Benchmarking KNIME with XY data

Dear Knimers,

Suppose I have a table with 10 million rows of “XY - data”:
image

…and let’s say I want to remove the edges, rows x<100.0 and X > 999900.0. I could use a row filter:

This takes 16.1 seconds on my computer.

I can do the same thing using a Rule-based Row Filter (19.2 seconds) and a Java Snippet Row Filter (27.8 seconds).

I could also combine all the rows into a pair of lists:

image

In that case I could slice the data using a Java Snippet:

int l = c_X.length;
int num = 0;
for(int t=0; t<l; t++) {
	num += ((c_X[t] >= 100.0) && (c_X[t] <= 999900.0)) ? 1 : 0;
}	
Double[] Xresult = new Double[num];
Double[] Yresult = new Double[num];

int u = 0;
for(int t=0; t<l; t++) {
	if ((c_X[t] >= 100.0) && (c_X[t] <= 999900.0)) {
		Xresult[u] = c_X[t];
		Yresult[u] = c_Y[t];
		u++;
	}
}	
out_X = Xresult;
out_Y = Yresult;

Significantly faster: 5.7 seconds. The risk with this method is that it is very easy to slice the two lists differently by mistake, so that the user ends up with two inconsistent lists without noticing. I tried to avoid that by making a list of XY pairs, but I did not succeed into using such a list in a Java snippet (unsupported column type).

Now, let’s try the same slice within pure Python with a Pandas dataframe. This only takes 0.5 seconds:

tm1 = time.time()
df = df[(df['X']>=100.0) & (df['X']<=999900.0)]
tm2 = time.time()
print(tm2-tm1)

Using the exact same Python code in a Python Script node in Knime takes 152 seconds.

Changing to the new columnar table backend changes the execution times a bit, but not spectacularly:
Row filter: 13.5 s
Rule-based row filter: 12.5 s
Java snippet Row Filter: 22.0 s
Using a pair of lists and a Java Snippet: 9.8 s
Using a Python Script node: 156 s

Interestingly, using a pair of Lists has become significantly worse.

Knime 4.3.3 on Ubuntu 20.04, Intel i7-10710U (12) @ 2.000GHz, 64 GB RAM, -Xmx24576m, -Dorg.knime.container.cellsinmemory=25000000

Cheers
Aswin

5 Likes

Hi @Aswin,

that’s interesting. Thanks for sharing. Some comments to share

  1. Regarding the python scripting node performance: There are some tricks to make that faster with the current implementation (e.g. use arrow backend in preference pages, adjust chunk size in python node etc) but you will hit limits.
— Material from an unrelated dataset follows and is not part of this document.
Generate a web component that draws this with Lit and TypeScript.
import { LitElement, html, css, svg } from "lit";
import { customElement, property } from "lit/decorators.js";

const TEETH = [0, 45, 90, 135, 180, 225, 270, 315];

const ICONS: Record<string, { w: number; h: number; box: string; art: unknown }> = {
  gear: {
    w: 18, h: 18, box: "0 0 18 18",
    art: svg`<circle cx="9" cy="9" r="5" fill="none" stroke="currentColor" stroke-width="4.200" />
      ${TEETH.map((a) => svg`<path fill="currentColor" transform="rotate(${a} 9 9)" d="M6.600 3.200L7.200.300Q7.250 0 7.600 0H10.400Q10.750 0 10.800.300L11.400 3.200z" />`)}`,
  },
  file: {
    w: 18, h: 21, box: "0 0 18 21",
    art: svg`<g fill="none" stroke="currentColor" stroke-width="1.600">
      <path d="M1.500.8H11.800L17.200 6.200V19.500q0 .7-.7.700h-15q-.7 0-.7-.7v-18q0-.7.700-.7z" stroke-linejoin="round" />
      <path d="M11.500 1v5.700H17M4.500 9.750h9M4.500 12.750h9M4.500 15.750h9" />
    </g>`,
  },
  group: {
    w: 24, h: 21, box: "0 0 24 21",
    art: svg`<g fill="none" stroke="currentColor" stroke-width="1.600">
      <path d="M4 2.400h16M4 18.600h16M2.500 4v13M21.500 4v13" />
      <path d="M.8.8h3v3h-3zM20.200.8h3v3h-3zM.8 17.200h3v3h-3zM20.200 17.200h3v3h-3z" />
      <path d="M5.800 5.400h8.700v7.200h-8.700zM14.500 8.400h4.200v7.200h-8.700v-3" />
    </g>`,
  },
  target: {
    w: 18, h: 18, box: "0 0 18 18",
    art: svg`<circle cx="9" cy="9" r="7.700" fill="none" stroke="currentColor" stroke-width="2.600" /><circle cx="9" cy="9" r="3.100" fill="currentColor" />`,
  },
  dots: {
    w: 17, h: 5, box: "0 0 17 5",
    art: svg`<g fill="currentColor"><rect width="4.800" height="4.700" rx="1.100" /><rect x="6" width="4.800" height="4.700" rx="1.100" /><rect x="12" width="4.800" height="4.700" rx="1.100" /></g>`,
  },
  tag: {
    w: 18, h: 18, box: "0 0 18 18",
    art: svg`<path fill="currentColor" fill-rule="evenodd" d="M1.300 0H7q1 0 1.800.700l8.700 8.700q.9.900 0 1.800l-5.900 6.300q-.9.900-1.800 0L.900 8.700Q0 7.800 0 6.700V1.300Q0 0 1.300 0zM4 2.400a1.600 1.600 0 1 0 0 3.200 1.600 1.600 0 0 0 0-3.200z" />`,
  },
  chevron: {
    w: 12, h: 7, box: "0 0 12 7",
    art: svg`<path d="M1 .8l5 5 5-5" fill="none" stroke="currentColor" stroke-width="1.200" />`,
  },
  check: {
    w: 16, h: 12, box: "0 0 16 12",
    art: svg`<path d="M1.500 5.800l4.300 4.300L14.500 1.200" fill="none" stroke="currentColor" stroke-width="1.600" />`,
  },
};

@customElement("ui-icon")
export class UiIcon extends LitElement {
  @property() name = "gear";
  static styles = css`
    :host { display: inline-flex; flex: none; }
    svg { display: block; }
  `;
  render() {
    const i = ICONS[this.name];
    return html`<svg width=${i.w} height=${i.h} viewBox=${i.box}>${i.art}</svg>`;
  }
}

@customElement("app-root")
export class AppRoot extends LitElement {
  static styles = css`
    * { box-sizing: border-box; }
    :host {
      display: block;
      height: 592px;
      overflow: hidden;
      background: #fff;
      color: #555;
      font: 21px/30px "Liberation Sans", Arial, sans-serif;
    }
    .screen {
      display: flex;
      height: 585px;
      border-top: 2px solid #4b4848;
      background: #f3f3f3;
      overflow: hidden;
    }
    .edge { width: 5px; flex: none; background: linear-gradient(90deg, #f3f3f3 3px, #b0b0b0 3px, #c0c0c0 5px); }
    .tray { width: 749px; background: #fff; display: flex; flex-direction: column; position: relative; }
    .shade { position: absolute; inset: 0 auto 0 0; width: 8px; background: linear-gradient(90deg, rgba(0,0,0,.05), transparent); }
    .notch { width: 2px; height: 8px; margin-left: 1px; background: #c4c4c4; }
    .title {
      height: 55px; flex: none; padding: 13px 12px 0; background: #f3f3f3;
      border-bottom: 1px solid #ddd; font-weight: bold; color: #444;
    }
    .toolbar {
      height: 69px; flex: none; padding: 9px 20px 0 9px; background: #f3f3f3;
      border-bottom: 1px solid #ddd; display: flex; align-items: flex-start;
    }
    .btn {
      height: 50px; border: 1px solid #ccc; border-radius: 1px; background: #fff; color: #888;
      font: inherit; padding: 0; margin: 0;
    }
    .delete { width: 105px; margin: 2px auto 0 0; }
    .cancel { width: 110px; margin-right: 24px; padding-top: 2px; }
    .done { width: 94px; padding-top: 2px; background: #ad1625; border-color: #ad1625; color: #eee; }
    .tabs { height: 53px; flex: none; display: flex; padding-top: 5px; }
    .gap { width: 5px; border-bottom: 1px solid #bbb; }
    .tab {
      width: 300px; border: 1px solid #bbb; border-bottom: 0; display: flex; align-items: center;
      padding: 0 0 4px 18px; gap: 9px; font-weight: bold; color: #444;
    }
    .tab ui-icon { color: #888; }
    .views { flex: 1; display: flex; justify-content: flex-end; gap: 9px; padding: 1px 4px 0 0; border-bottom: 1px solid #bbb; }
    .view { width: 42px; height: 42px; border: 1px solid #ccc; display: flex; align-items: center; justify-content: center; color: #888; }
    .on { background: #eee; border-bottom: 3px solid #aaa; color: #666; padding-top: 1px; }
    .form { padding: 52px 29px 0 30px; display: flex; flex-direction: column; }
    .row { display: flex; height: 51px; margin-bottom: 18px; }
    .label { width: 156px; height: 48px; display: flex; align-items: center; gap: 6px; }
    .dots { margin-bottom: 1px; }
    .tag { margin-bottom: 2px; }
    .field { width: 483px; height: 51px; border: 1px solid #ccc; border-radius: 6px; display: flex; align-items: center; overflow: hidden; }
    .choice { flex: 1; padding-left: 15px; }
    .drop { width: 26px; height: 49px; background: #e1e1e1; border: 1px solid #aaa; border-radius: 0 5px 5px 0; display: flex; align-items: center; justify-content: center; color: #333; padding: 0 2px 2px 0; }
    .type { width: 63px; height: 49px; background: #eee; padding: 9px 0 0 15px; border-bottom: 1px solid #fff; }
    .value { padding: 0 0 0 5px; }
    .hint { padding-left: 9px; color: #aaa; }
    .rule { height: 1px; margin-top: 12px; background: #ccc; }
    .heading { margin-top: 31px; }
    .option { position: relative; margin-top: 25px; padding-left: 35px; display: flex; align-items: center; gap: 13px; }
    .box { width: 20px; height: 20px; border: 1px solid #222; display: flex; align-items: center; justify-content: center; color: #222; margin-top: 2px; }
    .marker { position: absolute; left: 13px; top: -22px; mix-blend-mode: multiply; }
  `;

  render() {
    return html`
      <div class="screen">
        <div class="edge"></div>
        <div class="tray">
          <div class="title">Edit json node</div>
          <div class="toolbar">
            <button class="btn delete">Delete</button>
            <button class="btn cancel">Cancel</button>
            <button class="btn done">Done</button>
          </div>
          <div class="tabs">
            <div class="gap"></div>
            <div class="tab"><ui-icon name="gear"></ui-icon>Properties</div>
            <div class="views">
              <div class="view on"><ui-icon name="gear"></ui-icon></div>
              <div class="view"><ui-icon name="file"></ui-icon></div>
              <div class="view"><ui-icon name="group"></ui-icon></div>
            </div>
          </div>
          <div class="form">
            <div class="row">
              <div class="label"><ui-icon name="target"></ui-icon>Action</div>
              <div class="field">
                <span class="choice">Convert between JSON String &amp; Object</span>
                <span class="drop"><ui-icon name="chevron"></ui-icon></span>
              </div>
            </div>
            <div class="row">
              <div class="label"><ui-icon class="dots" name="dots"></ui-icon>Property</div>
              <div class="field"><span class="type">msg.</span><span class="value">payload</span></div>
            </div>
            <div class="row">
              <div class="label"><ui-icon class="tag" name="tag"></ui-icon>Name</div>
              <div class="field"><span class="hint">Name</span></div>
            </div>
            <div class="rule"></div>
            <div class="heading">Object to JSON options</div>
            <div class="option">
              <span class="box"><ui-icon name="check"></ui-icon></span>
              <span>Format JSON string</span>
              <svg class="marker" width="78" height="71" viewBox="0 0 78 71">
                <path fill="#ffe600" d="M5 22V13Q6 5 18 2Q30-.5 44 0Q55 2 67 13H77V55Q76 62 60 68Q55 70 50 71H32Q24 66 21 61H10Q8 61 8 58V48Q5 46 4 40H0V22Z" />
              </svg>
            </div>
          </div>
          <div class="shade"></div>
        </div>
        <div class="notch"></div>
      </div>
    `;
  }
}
That’s why we’re currently working on making use of the new columnar backend in combination with the python scripting node - this will speed up things. The bottleneck with the current implementation is not the execution of the script, rather the transfer from KNIME to Python and back. Out of curiosity: Did you also add data import and data export when benchmarking your pure Python script?
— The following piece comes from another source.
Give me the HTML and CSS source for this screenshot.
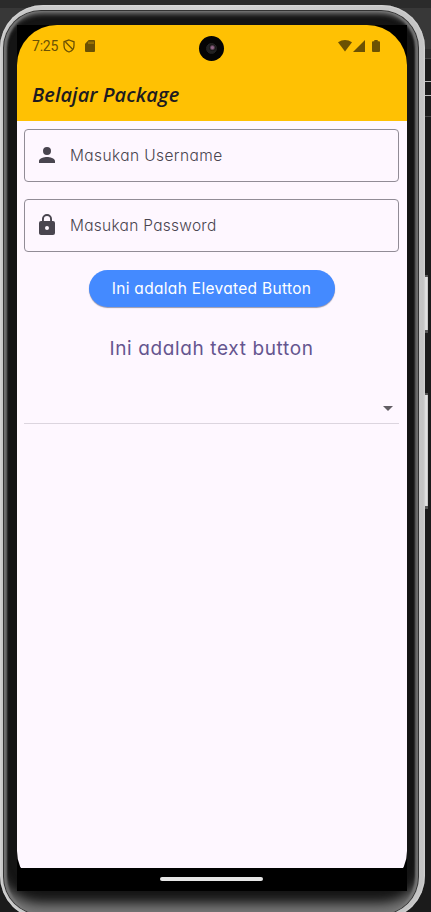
FILE: index.html
```html
<!DOCTYPE html>
<html lang="id">
<head>
<meta charset="utf-8">
<title>Belajar Package</title>
<link rel="stylesheet" href="styles.css">
</head>
<body>
<div class="desktop">
  <div class="backdrop"></div>
  <span class="side-key power"></span>
  <span class="side-key volume"></span>
  <div class="phone"><div class="seam"><div class="bezel"><div class="glass">
    <div class="screen">
      <header class="top">
        <div class="status">
          <span class="clock">7:25</span>
          <svg class="shield" viewBox="0 0 12 14"><path d="M6 1 11 2.8V6.5C11 9.5 9 12 6 13 3 12 1 9.5 1 6.5V2.8Z" fill="none" stroke="currentColor" stroke-width="1.3"/><path d="M2.5 3 9.8 10.5" stroke="currentColor" stroke-width="1.3"/></svg>
          <svg class="card" viewBox="0 0 10 12"><path d="M3.7 0H9q1 0 1 1V11q0 1-1 1H1Q0 12 0 11V3.8Z" fill="currentColor"/><path d="M4 1.6V4M6 1.6V4M8 1.6V4" stroke="#ffc107" stroke-width=".6"/></svg>
          <span class="grow"></span>
          <svg class="wifi" viewBox="0 0 14 12"><path d="M0 2.2Q7-2 14 2.2L7 11.5Z" fill="currentColor"/></svg>
          <svg class="signal" viewBox="0 0 12 12"><path d="M12 0V12H0Z" fill="currentColor"/></svg>
          <svg class="battery" viewBox="0 0 8 12"><path d="M2.3 0H5.7V1.2H7Q8 1.2 8 2.2V11Q8 12 7 12H1Q0 12 0 11V2.2Q0 1.2 1 1.2H2.3Z" fill="currentColor"/></svg>
        </div>
        <h1>Belajar Package</h1>
      </header>
      <main>
        <label class="field">
          <svg viewBox="0 0 24 24"><path d="M12 12a4 4 0 1 0 0-8 4 4 0 0 0 0 8Zm0 2c-2.67 0-8 1.34-8 4v2h16v-2c0-2.66-5.33-4-8-4Z"/></svg>
          <span class="hint user">Masukan Username</span>
        </label>
        <label class="field">
          <svg viewBox="0 0 24 24"><path d="M18 8h-1V6A5 5 0 0 0 7 6v2H6a2 2 0 0 0-2 2v10c0 1.1.9 2 2 2h12a2 2 0 0 0 2-2V10a2 2 0 0 0-2-2Zm-6 9a2 2 0 1 1 0-4 2 2 0 0 1 0 4Zm3.1-9H8.9V6a3.1 3.1 0 0 1 6.2 0Z"/></svg>
          <span class="hint pass">Masukan Password</span>
        </label>
        <button class="elevated"><span>Ini adalah Elevated Button</span></button>
        <button class="text-button"><span>Ini adalah text button</span></button>
        <div class="dropdown"><svg viewBox="0 0 10 5"><path d="M0 0H10L5 5Z"/></svg></div>
      </main>
      <footer><span></span></footer>
      <div class="camera"><i></i></div>
    </div>
  </div></div></div></div>
</div>
</body>
</html>
```
FILE: styles.css
```css
* { box-sizing: border-box; }
body { margin: 0; overflow: hidden; font-family: Inter, "Liberation Sans", sans-serif; }
.desktop { position: relative; width: 431px; height: 912px; overflow: hidden; background: #1b1b1b; padding: 5px 6px 0 0; }
.backdrop {
  position: absolute; inset: 0 0 auto 0; height: 117px;
  background: linear-gradient(#2b2b2b 0 8px, #383838 8px 49px, #2b2b2b 49px 58px, #444 58px 59px, #1b1b1b 59px 81px, #bbb 81px 82px, #1b1b1b 82px 95px, #bbb 95px 96px, #1b1b1b 96px 116px, #444 116px);
}
.side-key { position: absolute; left: 424px; width: 4px; border: solid #555; border-width: 2px 0 3px; background: linear-gradient(90deg, #aaa, #eee 50%, #bbb); }
.power { top: 275px; height: 58px; }
.volume { top: 393px; height: 116px; }
.phone {
  position: relative; height: 914px; padding: 5px 6px 4px 3px; border-radius: 43px;
  background: linear-gradient(90deg, #c8c8c8, #d4d4d4 50%, #c4c4c4);
  box-shadow: inset 0 0 2px #eee;
}
.seam { height: 100%; padding: 1px; border-radius: 38px; background: #333; }
.bezel {
  height: 100%; padding: 14px 11px 19px 13px; border-radius: 37px; background: #141414;
  box-shadow: inset 0 -19px 12px -8px #777, inset 0 4px 5px -1px #777, inset 3px 0 2px #6c6c6c, inset -3px 0 2px #6c6c6c;
}
.glass { width: 390px; height: 866px; background: #000; }
.screen { position: relative; display: flex; flex-direction: column; width: 390px; height: 866px; border-radius: 40px; overflow: hidden; }
.top { height: 96px; background: #ffc107; background: #ffc103; }
.status { display: flex; align-items: center; height: 42px; padding: 0 27px 0 15px; color: #6b5103; }
.clock { width: 31px; font: 14px/16px Roboto, sans-serif; letter-spacing: -.2px; white-space: nowrap; }
.shield { width: 12px; height: 14px; }
.card { width: 10px; height: 12px; margin-left: 10px; }
.grow { flex: 1; }
.wifi { width: 14px; height: 12px; }
.signal { width: 12px; height: 12px; margin-left: 1px; }
.battery { width: 8px; height: 12px; margin-left: 7px; }
h1 { margin: 14px 0 0 15px; font: italic 600 20px/28px "Open Sans", sans-serif; letter-spacing: .06px; color: #1d1b20; white-space: nowrap; }
main { flex: 1; display: flex; flex-direction: column; align-items: center; padding: 7.5px 8px 0 7px; background: #fef7ff; }
.field { display: flex; align-items: center; width: 100%; height: 53px; margin-bottom: 17px; border: 1px solid #918c96; border-radius: 4px; padding-left: 10px; }
.field svg { width: 24px; height: 24px; fill: #49454f; }
.hint { margin-left: 11px; font-size: 15.5px; font-weight: 350; color: #49454f; white-space: nowrap; font-feature-settings: "cv11"; }
.user { letter-spacing: .4px; }
.pass { letter-spacing: .27px; }
button { border: 0; padding: 0; font-family: Inter, "Liberation Sans", sans-serif; font-feature-settings: "cv11"; white-space: nowrap; }
.elevated { width: 246px; height: 37px; margin-top: 1.5px; border-radius: 19px; background: #448aff; color: #fff; font-size: 15.5px; letter-spacing: .31px; box-shadow: 0 1px 1px #9b98ab; }
.text-button { height: 40px; margin-top: 21px; background: none; color: #65558f; font-size: 19px; letter-spacing: .63px; }
.dropdown { display: flex; align-items: center; justify-content: flex-end; width: 100%; height: 32px; margin-top: 24px; padding: 2px 6px 0 0; border-bottom: 1px solid #dcd5df; }
.dropdown svg { width: 10px; height: 5px; fill: #625e64; }
footer { display: flex; justify-content: center; height: 23px; padding-top: 9px; background: #000; }
footer span { width: 103px; height: 4px; border-radius: 2px; background: #e6e6e6; margin-right: 1px; }
.camera { position: absolute; left: 182px; top: 11px; width: 25px; height: 25px; border-radius: 50%; background: #050505; display: grid; place-items: center; }
.camera i { width: 11px; height: 11px; border-radius: 50%; border: 1px solid #252525; background: radial-gradient(circle at 60% 40%, #916586 0 1px, #171717 3px, #222 4px); }
```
  2. Using the new columnar backend improved performance by ~30% if I see that correctly? There will be further improvements especially to nodes like Row Filter or GroupBy when we actually implement the new columnar backend in the nodes. At the moment we have kind of a “legacy mode” which makes the current implementations of our node compatible with the “new columnar backend”. Also, there are some parameters you can adjust on the preference page of the new columnar backend, e.g. increase the off-heap memory used to cache data and such. Might help speeding things up further.

Thanks again for this feedback, soonish you’ll be able to re-run some of the benchmark and get more satisfying results. :slight_smile:

Christian

8 Likes

Dear @christian.dietz ,

  • Indeed, the columnar backend is a bit faster for regular tables, but not for the pair-of-lists case. The pair-of-lists format sliced with a Java Snippet with the old backend is the fastest method.
  • I had already set the rows-per-chunk for the Python script node to 10,000,000
  • Using Arrow reduced the Python Script node execution time to 62.0 seconds (together with the columnar backend) - still kind of sluggish, but nevertheless an impressive improvement
  • I did not include data import and export in my pure Python script benchmarking, because I wanted to compare the execution time of a Row Filter node in a Knime workflow on one hand, and a line of slicing code in a hypothetical equivalent pure Python data procession script on the other.

I am aware that, in contrast with a slicing instruction in a Python script, Knime automatically stores the result of the Row Filter… unless streaming is used. But somehow streaming does not work any more in my setup. Did that happen because I installed the columnar backend? I could imagine that streaming is row-based and conflicts with the columnar backend, but streaming is not even available when I don’t use the columnar backend.

Looking forward to the future improvements!